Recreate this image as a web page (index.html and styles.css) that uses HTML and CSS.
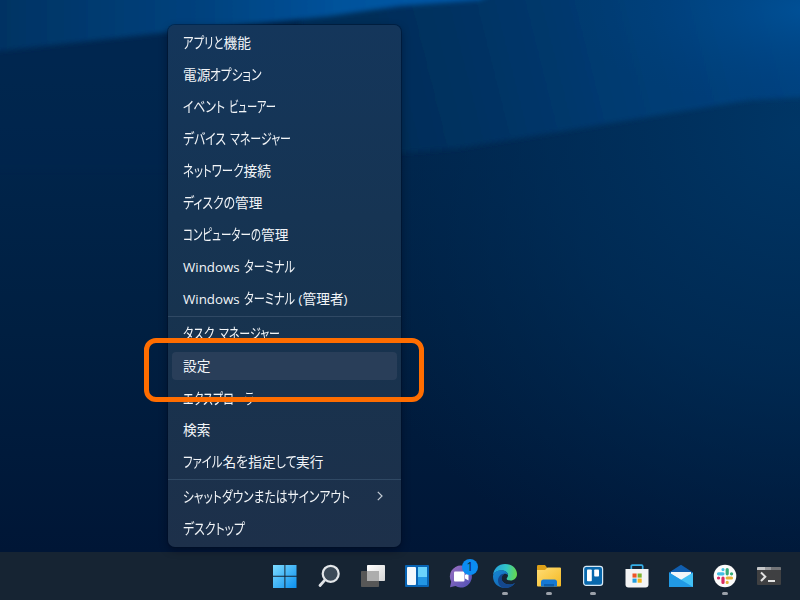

※ ※ ※

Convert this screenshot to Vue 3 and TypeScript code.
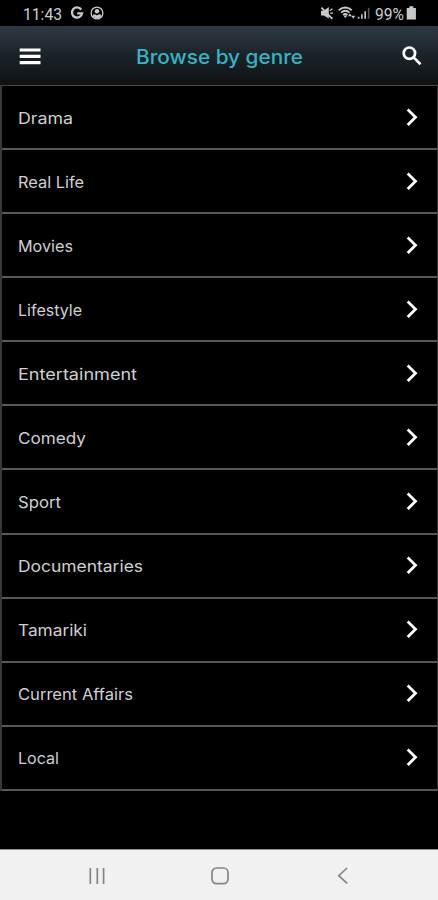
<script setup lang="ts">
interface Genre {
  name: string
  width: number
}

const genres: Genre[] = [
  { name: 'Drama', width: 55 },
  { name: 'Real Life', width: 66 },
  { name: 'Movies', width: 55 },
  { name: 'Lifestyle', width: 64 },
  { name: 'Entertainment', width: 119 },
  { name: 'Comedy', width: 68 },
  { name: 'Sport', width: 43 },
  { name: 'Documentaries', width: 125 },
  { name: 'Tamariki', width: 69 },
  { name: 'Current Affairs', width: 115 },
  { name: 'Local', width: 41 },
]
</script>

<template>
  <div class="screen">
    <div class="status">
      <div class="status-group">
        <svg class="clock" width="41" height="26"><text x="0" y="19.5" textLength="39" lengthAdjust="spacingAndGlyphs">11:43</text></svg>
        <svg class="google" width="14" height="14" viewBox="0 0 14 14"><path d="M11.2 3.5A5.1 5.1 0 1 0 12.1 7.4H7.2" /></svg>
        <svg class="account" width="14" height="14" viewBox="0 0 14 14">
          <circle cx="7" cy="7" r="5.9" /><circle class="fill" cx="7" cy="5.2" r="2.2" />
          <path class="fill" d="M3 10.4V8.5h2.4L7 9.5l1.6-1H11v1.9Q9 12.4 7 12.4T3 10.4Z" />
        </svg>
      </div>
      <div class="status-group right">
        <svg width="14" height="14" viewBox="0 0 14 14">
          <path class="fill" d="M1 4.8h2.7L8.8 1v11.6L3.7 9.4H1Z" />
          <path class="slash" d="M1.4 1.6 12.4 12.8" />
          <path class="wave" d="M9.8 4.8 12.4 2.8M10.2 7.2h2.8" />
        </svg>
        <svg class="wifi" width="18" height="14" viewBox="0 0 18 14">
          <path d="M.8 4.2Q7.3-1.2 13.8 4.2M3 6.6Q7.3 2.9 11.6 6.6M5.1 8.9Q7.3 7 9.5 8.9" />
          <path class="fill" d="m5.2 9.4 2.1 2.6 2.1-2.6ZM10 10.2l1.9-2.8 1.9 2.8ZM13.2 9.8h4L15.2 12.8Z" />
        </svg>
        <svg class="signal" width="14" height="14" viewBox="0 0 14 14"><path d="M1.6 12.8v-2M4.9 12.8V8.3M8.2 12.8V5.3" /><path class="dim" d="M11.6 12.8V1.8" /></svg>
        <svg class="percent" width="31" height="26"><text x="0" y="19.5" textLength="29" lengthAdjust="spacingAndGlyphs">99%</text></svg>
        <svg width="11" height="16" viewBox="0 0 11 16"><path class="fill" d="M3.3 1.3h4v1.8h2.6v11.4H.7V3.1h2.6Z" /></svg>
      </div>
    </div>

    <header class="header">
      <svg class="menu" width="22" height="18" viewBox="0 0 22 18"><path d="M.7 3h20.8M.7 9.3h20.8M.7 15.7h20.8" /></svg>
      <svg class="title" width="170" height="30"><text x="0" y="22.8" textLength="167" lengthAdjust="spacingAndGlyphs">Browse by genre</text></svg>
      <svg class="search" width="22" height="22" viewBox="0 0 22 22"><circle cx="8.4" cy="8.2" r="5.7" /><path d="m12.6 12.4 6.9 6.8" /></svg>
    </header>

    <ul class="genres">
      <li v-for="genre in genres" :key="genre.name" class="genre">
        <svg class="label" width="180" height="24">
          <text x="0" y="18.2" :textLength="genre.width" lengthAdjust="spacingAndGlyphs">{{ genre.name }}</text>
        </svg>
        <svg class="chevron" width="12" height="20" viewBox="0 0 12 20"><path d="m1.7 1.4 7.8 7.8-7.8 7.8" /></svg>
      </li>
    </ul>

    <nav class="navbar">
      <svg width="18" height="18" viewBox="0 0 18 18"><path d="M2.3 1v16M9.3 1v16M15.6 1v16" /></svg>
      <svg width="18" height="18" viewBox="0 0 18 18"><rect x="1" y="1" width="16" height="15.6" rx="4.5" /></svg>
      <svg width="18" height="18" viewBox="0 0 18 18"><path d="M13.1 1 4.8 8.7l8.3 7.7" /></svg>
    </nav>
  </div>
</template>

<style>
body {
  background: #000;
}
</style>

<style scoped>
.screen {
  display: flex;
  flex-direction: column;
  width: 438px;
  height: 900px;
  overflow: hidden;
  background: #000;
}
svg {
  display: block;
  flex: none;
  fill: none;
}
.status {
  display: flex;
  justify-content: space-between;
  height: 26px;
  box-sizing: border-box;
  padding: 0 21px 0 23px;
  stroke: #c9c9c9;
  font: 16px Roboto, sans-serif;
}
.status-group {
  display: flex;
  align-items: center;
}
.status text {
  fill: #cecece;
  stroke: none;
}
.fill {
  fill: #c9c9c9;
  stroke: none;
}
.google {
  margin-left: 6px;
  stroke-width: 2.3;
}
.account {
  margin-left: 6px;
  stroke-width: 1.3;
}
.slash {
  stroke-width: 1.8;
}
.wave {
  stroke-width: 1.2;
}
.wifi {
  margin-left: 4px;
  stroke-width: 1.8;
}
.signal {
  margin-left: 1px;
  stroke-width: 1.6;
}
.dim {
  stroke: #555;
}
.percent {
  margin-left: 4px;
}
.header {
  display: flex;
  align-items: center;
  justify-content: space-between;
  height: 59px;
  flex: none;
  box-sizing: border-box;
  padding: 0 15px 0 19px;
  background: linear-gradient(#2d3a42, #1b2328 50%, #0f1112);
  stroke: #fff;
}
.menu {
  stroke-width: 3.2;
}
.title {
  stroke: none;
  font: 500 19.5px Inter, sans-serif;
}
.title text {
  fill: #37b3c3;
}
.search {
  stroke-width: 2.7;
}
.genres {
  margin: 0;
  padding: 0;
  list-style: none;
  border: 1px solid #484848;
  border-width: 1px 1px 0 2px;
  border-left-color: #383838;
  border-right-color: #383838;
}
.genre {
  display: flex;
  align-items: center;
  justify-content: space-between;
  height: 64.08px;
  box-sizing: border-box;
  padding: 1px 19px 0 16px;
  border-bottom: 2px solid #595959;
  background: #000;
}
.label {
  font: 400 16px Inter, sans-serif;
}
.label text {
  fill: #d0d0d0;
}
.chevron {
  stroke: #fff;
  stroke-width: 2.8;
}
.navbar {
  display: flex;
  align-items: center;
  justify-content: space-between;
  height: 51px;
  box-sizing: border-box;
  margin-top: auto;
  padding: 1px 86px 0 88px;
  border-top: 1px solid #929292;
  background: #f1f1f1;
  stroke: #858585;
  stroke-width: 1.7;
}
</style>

※ ※ ※

**Written instruction:**
Take every line containing the word "this" and copy it.

**Output of the task:**
Recreate this image as a web page (index.html and styles.css) that uses HTML and CSS.
Convert this screenshot to Vue 3 and TypeScript code.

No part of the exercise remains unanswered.